People see different things in this unusual book. Let me start with the undisputed facts. The novel is written by Richard Powers, and its narrator is a character also called Richard Powers. The narrator and the author share a good deal of personal history. Among other things, they have both written three novels with the same titles and, as far as I can judge, similar content. They are both Americans who lived in Thailand when they were children, moved to Holland when they were adults, and learned to speak reasonably good Dutch. They both got their first degrees at the University of Illinois at Urbana-Champaign, initially studying physics and then switching to literature. They both returned to Urbana-Champaign when they were around 35 to take up a post as Writer in Residence.
There are other areas where I am pretty certain that the author and the narrator have had different experiences. In particular, the narrator, while he is Writer-in-Residence, becomes involved in a daring research project, whose goal is to create an artificially intelligent entity capable of passing a literature exam. The AI is well done. Powers has worked with software, knows a fair amount about it, and has familiarized himself with neural nets and other relevant background. He's very interested in the philosophical question of "grounding". How can a piece of software know what language means without experiencing the world directly though its senses? More generally, does the meaning of language derive from its connection to the world, or can one understand language in its own terms?
In between the real and the imagined, there are things which may or may not reflect the author's personal history.

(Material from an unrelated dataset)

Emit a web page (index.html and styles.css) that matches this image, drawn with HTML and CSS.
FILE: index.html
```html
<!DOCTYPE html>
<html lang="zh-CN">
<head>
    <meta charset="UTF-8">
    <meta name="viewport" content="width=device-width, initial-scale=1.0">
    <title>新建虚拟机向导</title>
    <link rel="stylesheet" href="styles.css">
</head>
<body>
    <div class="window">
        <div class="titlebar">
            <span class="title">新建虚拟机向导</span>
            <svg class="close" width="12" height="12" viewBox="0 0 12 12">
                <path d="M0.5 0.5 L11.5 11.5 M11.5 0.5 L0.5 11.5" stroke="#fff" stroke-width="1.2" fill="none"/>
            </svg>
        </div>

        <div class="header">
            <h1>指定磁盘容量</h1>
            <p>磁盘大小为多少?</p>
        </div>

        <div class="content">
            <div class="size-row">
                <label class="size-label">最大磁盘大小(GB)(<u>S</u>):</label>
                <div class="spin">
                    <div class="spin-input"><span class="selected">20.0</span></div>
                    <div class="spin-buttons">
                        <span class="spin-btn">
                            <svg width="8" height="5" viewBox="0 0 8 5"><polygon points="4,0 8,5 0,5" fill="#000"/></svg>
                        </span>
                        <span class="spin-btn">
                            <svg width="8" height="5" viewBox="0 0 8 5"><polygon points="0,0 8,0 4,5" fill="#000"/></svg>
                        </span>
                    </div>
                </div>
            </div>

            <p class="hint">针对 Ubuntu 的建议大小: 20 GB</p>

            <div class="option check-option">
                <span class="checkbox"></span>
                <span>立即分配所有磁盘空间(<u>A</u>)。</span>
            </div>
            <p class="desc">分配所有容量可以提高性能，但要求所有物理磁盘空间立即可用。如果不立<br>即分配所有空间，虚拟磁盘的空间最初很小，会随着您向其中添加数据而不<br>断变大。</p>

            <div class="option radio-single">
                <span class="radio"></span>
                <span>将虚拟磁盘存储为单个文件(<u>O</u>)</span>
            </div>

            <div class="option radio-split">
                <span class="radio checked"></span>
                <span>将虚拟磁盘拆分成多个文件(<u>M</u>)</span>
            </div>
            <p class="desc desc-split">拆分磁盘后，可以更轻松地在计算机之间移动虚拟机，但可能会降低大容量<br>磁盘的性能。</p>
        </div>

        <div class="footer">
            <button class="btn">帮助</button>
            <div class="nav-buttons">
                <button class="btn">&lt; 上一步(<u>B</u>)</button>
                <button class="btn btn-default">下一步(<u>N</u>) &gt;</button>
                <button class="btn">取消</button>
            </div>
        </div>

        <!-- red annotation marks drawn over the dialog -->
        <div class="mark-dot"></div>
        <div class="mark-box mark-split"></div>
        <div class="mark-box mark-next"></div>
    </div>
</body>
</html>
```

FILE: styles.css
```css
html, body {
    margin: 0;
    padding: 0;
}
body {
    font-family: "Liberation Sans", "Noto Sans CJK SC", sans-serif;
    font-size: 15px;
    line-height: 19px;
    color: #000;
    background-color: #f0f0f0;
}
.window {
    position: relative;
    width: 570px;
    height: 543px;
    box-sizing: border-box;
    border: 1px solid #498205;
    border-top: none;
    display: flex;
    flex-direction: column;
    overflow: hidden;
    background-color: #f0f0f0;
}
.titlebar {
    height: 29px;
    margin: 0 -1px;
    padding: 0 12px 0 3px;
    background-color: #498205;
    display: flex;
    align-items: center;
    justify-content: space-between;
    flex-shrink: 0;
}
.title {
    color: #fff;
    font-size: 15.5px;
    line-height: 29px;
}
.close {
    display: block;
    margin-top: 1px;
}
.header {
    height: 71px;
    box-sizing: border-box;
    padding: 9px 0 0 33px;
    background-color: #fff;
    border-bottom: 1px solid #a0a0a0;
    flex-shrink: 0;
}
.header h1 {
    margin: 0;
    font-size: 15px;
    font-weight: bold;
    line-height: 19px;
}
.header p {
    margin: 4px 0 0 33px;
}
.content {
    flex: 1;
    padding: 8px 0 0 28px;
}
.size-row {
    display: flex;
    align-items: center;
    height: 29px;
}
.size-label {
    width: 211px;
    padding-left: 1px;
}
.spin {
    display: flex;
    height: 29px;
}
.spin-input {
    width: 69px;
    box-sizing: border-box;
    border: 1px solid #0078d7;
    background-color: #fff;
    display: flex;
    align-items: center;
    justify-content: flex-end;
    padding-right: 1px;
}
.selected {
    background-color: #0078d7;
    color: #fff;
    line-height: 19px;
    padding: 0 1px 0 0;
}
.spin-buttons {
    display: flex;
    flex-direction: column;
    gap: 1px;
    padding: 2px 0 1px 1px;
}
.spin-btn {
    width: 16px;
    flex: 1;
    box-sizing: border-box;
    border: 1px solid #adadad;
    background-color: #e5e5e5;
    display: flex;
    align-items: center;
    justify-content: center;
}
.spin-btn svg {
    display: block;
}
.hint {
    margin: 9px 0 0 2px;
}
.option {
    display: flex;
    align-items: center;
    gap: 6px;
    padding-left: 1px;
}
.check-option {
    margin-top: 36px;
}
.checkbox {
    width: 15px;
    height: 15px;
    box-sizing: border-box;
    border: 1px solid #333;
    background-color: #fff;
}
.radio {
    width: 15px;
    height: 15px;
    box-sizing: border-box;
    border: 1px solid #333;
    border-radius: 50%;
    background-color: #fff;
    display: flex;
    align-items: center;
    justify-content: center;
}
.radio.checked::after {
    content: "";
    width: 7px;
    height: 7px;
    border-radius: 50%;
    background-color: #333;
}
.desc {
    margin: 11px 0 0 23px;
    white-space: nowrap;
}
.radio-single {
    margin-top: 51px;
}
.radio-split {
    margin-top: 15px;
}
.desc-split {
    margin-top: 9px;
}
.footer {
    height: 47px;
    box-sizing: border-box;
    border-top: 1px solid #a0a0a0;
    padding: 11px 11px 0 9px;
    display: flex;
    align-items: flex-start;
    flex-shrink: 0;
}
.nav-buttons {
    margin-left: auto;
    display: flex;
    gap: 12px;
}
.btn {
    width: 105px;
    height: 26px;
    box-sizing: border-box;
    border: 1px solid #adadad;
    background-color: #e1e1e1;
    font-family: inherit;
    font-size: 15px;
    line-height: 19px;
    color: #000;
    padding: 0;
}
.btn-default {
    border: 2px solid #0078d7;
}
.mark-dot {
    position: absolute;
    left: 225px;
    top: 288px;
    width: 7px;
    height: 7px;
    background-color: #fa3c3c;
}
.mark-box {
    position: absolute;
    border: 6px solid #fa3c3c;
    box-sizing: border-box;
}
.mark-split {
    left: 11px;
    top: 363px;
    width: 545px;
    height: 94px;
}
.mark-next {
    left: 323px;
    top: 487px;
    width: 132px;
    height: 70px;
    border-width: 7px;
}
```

In the story, "Powers" is in a state of near-suicidal depression after breaking up with the love of his life, a woman referred to only as C. The book alternates between the present, where Powers works on the AI project, and the past, where he remembers his life together with C. It's hard to be sure whether the relationship with C. really happened, but I'm inclined to believe it did, at least in some form.
The analogy that occurs to me is with
Lolita, one of my favourite books. When he wrote it, Nabokov had recently moved to the US. He was an immigrant whose command of English, though good, was by no means perfect. He was also unhealthily attracted to young girls. I know this is to some extent controversial, but the theme turns up in so many of Nabokov's books that I can't believe it didn't reflect something real; I'm pretty sure he never acted on his impulses. At any rate, Nabokov made the brilliant pragmatic decision to use the material he had available. He made Humbert Humbert another immigrant with a similar sexual fixation, I believe greatly exaggerating the side of his character which he was most frightened and ashamed of, and created a masterpiece.

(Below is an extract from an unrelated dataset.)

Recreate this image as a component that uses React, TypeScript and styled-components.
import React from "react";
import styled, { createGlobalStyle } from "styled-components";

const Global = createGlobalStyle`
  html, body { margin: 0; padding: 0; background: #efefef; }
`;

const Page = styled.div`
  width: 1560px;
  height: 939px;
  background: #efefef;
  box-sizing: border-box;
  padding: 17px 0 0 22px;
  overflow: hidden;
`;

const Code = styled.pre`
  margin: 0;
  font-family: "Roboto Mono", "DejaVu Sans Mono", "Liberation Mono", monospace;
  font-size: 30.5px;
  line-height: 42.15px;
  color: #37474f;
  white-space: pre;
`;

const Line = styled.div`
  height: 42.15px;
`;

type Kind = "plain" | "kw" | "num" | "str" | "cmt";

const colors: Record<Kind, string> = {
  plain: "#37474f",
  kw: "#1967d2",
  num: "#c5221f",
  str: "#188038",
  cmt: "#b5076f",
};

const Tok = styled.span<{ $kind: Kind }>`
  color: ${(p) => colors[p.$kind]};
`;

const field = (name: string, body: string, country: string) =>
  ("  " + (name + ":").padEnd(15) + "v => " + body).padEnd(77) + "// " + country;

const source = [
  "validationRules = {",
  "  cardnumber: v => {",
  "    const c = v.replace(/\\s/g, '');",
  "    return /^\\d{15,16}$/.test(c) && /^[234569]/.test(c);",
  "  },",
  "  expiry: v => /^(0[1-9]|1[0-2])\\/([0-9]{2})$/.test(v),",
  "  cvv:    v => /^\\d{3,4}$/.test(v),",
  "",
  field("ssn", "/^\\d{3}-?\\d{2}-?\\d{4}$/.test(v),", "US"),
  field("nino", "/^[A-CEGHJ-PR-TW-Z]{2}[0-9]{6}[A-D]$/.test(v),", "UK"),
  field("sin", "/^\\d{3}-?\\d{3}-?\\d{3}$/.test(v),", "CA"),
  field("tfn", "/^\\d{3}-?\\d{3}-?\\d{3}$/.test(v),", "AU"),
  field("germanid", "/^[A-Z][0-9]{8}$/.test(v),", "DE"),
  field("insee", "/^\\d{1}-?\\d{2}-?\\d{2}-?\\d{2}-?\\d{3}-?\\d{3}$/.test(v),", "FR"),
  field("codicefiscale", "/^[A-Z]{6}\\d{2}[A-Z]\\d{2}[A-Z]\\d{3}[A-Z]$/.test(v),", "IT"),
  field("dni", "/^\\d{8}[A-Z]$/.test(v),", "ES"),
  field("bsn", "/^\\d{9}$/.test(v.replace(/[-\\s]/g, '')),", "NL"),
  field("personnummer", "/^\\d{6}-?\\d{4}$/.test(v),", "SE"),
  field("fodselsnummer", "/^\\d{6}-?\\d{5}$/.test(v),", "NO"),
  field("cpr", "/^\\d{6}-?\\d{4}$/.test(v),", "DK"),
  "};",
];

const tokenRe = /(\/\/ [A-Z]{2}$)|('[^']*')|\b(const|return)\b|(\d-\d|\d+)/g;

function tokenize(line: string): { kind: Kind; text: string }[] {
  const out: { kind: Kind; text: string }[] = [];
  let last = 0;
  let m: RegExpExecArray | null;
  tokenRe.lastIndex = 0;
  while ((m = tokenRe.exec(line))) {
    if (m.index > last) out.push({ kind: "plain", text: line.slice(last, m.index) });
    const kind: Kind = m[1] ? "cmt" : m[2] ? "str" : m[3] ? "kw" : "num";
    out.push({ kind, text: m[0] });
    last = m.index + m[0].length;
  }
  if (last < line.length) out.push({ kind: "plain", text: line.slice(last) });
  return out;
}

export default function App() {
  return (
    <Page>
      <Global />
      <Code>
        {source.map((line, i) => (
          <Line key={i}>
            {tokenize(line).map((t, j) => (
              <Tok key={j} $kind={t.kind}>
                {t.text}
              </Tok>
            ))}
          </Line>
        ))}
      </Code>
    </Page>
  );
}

Similarly, I think Powers worked with the material he had - though it feels to me that he was closer to it, and the novel lacks the distance needed to be completely successful. By all accounts, Powers is a person who has spent his whole life living in a world of words. He's read obsessively since he was a small child, and he published three good novels before he was 35. The narrator of the book hardly experiences life directly at all, except though his relationship with C. When that relationship breaks down, he wonders if he has ever really understood her, or understood anything.
Can you live just though language? The book is a dense web of allusions and quotations: every page is full of ones I recognise, and I'm sure I missed plenty. To me, Helen, the AI program, is standing in for Powers himself. Helen can only experience the world through language. Powers is good at showing us how language, and especially great literature, can open up new ways to see the world, but even more importantly he shows us just how much it misses. Words are a poor substitute for love.
To me, and I see to many other readers, Helen is the most appealing character, and the one who redeems the book. She is just a piece of software, but she desperately wants to experience the world directly, through the senses she doesn't have, and escape the web of language; in the end, she helps the narrator reconnect to his life. Against all the odds, this friendship between a depressed workaholic and a machine ends up being a touching and uplifting story.